If you buy the 24-bit version, eClassical also gives you the 16-bit and mp3 versions. I did some critical listening to a recording of Rimsky-Korsakov's Symphony No. 1 conducted by Kees Bakels with the Malaysian Philharmonic Orchestra. The 16-bit version did not sound bad. There were no winceable moments, but it did not sound like a live symphony orchestra. The 24-bit version seemed to remove a layer of haze and made it sound as if the players were better. In the loud parts, the 24-bits were able to maintain the separation of the instruments. It sounded much more like what I hear in person.

From now on, I will never use mp3 on my home system (it is great for mobile use), and when possible, I will buy 24-bit recordings.

Comments

How does super-bit mastering work

If the height of a sample in a 16-bit CD represents the actual sample height (made with more than 16 bits), what happens if the real sample height falls, say half-way betweed the quantized 16-bit sample heights? If you round up, or if you round down, you create an error of half the distance between the levels.

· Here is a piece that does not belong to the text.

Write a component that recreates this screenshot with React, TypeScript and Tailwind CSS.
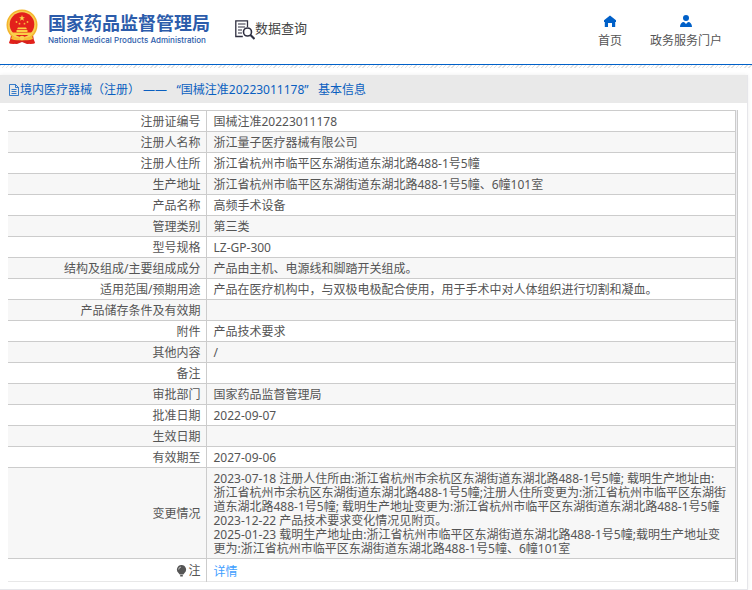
import type { ReactNode } from "react";

type Row = {
  label: string;
  value: ReactNode;
};

const rows: Row[] = [
  { label: "注册证编号", value: "国械注准20223011178" },
  { label: "注册人名称", value: "浙江量子医疗器械有限公司" },
  { label: "注册人住所", value: "浙江省杭州市临平区东湖街道东湖北路488-1号5幢" },
  { label: "生产地址", value: "浙江省杭州市临平区东湖街道东湖北路488-1号5幢、6幢101室" },
  { label: "产品名称", value: "高频手术设备" },
  { label: "管理类别", value: "第三类" },
  { label: "型号规格", value: "LZ-GP-300" },
  { label: "结构及组成/主要组成成分", value: "产品由主机、电源线和脚踏开关组成。" },
  {
    label: "适用范围/预期用途",
    value: "产品在医疗机构中，与双极电极配合使用，用于手术中对人体组织进行切割和凝血。",
  },
  { label: "产品储存条件及有效期", value: "" },
  { label: "附件", value: "产品技术要求" },
  { label: "其他内容", value: "/" },
  { label: "备注", value: "" },
  { label: "审批部门", value: "国家药品监督管理局" },
  { label: "批准日期", value: "2022-09-07" },
  { label: "生效日期", value: "" },
  { label: "有效期至", value: "2027-09-06" },
  {
    label: "变更情况",
    value: (
      <>
        2023-07-18 注册人住所由:浙江省杭州市余杭区东湖街道东湖北路488-1号5幢; 载明生产地址由:
        <br />
        浙江省杭州市余杭区东湖街道东湖北路488-1号5幢;注册人住所变更为:浙江省杭州市临平区东湖街道东湖北路488-1号5幢; 载明生产地址变更为:浙江省杭州市临平区东湖街道东湖北路488-1号5幢
        <br />
        2023-12-22 产品技术要求变化情况见附页。
        <br />
        2025-01-23 载明生产地址由:浙江省杭州市临平区东湖街道东湖北路488-1号5幢;载明生产地址变更为:浙江省杭州市临平区东湖街道东湖北路488-1号5幢、6幢101室
      </>
    ),
  },
];

function Emblem() {
  return (
    <svg className="h-9 w-8" viewBox="0 0 32 36" aria-hidden="true">
      <path d="M5 26L3.500 34.500l7.500.5 5-2 5 2 7.500-.5L27 26z" fill="#d8201c" />
      <circle cx="16" cy="16" r="15.500" fill="#f3b52c" />
      <circle cx="16" cy="16" r="14" fill="#f9cf55" />
      <circle cx="16" cy="15.500" r="12.300" fill="#e3211b" />
      <path d="M16 6l.8 2.200h2.200l-1.800 1.400.7 2.200-1.900-1.400-1.900 1.400.7-2.200L13 8.200h2.200z" fill="#fbd44c" />
      <circle cx="10.500" cy="13" r="0.900" fill="#f7b63c" />
      <circle cx="21.500" cy="13" r="0.900" fill="#f7b63c" />
      <circle cx="13.500" cy="14.700" r="0.900" fill="#f7b63c" />
      <circle cx="18.500" cy="14.700" r="0.900" fill="#f7b63c" />
      <path d="M12 18.500h8l1 1.800H11zM10.500 21h11v2h-11zM6 23.500h20l-2 2.500H8z" fill="#fbcf45" />
      <path d="M6 27q5 2.500 7.500 1.500 2.500-2 5 0Q21 29.500 26 27l1 3q-5 2-8 1l-3-1.500-3 1.500q-3 1-8-1z" fill="#f7bd35" />
      <circle cx="16" cy="29" r="2.300" fill="#f9cf55" />
      <path d="M4 31l5 1-1 3-5-1zM28 31l-5 1 1 3 5-1z" fill="#e3211b" />
    </svg>
  );
}

function QueryIcon() {
  return (
    <svg className="h-5 w-5" viewBox="0 0 20 20" fill="none" stroke="#2f2f40" aria-hidden="true">
      <path d="M12.500 7V.8H.8v15.700h7" strokeWidth="1.300" />
      <path d="M3 4h7.500M3 7h7M3 10h4M3 13h4" strokeWidth="1.200" />
      <circle cx="12.500" cy="12" r="4" strokeWidth="1.600" />
      <path d="M15.500 15l4 4" strokeWidth="2.200" />
    </svg>
  );
}

function HomeIcon() {
  return (
    <svg className="size-3" viewBox="0 0 12 12" fill="#0060c8" aria-hidden="true">
      <path d="M6 .5L0 5.300V7h.8v5H4V8h4v4h3.200V7h.8V5.300z" />
    </svg>
  );
}

function UserIcon() {
  return (
    <svg className="size-3" viewBox="0 0 12 12" fill="#0060c8" aria-hidden="true">
      <circle cx="6" cy="3" r="3" />
      <path d="M0 12c0-3 1.500-5 4-5l2 2 2-2c2.500 0 4 2 4 5z" />
    </svg>
  );
}

function DocIcon() {
  return (
    <svg className="h-3 w-3" viewBox="0 0 12 12" fill="none" stroke="#0a5fc0" aria-hidden="true">
      <path d="M1.500.5h6l3 3v8h-9zM7.500.5v3h3M3.500 5.500h5M3.500 7.500h5M3.500 9.500h5" strokeWidth="0.800" />
    </svg>
  );
}

function BulbIcon() {
  return (
    <svg className="h-3 w-3" viewBox="0 0 12 12" aria-hidden="true">
      <path d="M5.500 0a4.500 4.500 0 0 1 3 7.900L7.300 9.500H3.700L2.500 7.900A4.500 4.500 0 0 1 5.500 0zM4.200 10h2.600v1.500H4.200z" fill="#555" />
      <path d="M2.700 4.500A2.600 2.600 0 0 1 5 2" fill="none" stroke="#ddd" strokeWidth="0.800" />
    </svg>
  );
}

export default function App() {
  return (
    <div className="bg-white font-['Noto_Sans','Noto_Sans_CJK_SC',sans-serif] text-xs leading-[14px] text-[#555]">
      <header className="flex h-[65px] items-start justify-between border-b border-[#0060c8] pr-[30px] pl-[6px]">
        <div className="flex items-start">
          <div className="pt-[9px]">
            <Emblem />
          </div>
          <div className="pt-3 pl-[10px] text-[#2c5cab]">
            <h1 className="text-[18px] leading-[22px] font-bold">国家药品监督管理局</h1>
            <p className="font-['Inter',sans-serif] text-[8px] leading-3 font-medium">
              National Medical Products Administration
            </p>
          </div>
          <div className="flex items-start pt-5 pl-[25px] text-[13px] leading-4 text-[#444]">
            <QueryIcon />
            <span>数据查询</span>
          </div>
        </div>
        <nav className="flex gap-7 pt-[15px]">
          <a href="#" className="flex flex-col items-center gap-[7px]">
            <HomeIcon />
            首页
          </a>
          <a href="#" className="flex flex-col items-center gap-[7px]">
            <UserIcon />
            政务服务门户
          </a>
        </nav>
      </header>
      <div className="h-[3px] bg-[repeating-linear-gradient(135deg,#e2e2e2_0px,#e2e2e2_1px,#fff_1px,#fff_3px)]" />

      <main className="mt-[7px] mr-1 border-r border-b border-[#e6e6ea] pb-[7px] shadow-[0_0_4px_#eee]">
        <h2 className="flex h-7 items-center bg-[#e9e9e9] pt-0.5 pl-2 text-[#0a5fc0]">
          <DocIcon />
          <span className="whitespace-pre">境内医疗器械（注册） ——   “国械注准20223011178”   基本信息</span>
        </h2>
        <div className="mt-[7px] mr-[9px] ml-2 border-r border-[#ccc] bg-[#eeeef2] pr-px">
          <table className="w-full table-fixed border-collapse border-t border-r border-[#ccc] bg-white">
            <colgroup>
              <col className="w-[198px]" />
              <col />
            </colgroup>
            <tbody>
              {rows.map((row) => (
                <tr key={row.label} className="h-[21px] border-b border-[#ccc] even:bg-[#f7f7f7]">
                  <th className="border-r border-[#ccc] px-[5px] pt-1 pb-0.5 text-right font-normal">{row.label}</th>
                  <td className="pt-1 pr-[5px] pb-0.5 pl-[7px]">{row.value}</td>
                </tr>
              ))}
              <tr className="h-[23px] border-b border-[#e8e8e8]">
                <th className="border-r border-[#ccc] px-[5px] pt-1 pb-0.5 font-normal">
                  <span className="flex items-center justify-end">
                    <BulbIcon />注
                  </span>
                </th>
                <td className="pt-[6px] pr-[5px] pb-0.5 pl-[7px]">
                  <a href="#" className="text-[#409eff]">
                    详情
                  </a>
                </td>
              </tr>
            </tbody>
          </table>
        </div>
      </main>
    </div>
  );
}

But if the samples kept repeating over and over at the same amplitude, you could round up half the time and round down half the time. This would sort of double the number of amplitudes that could be represented (another bit). If the actual height was 3/4 of the way between the quantized heights, you could round up 3/4 of the time and round down 1/4 of the time, creating another bit of resolution.

Unfortunately, this does not quite work for a few reasons. The decision about which way to round must be selected randomly from a distribution that yields the same sample probabilities. And also, the same actual sample does not usually occur in a repeated fashion. Nonetheless, CD mnufacturers claim that they can get an "effective" 19–20-bits of resolution.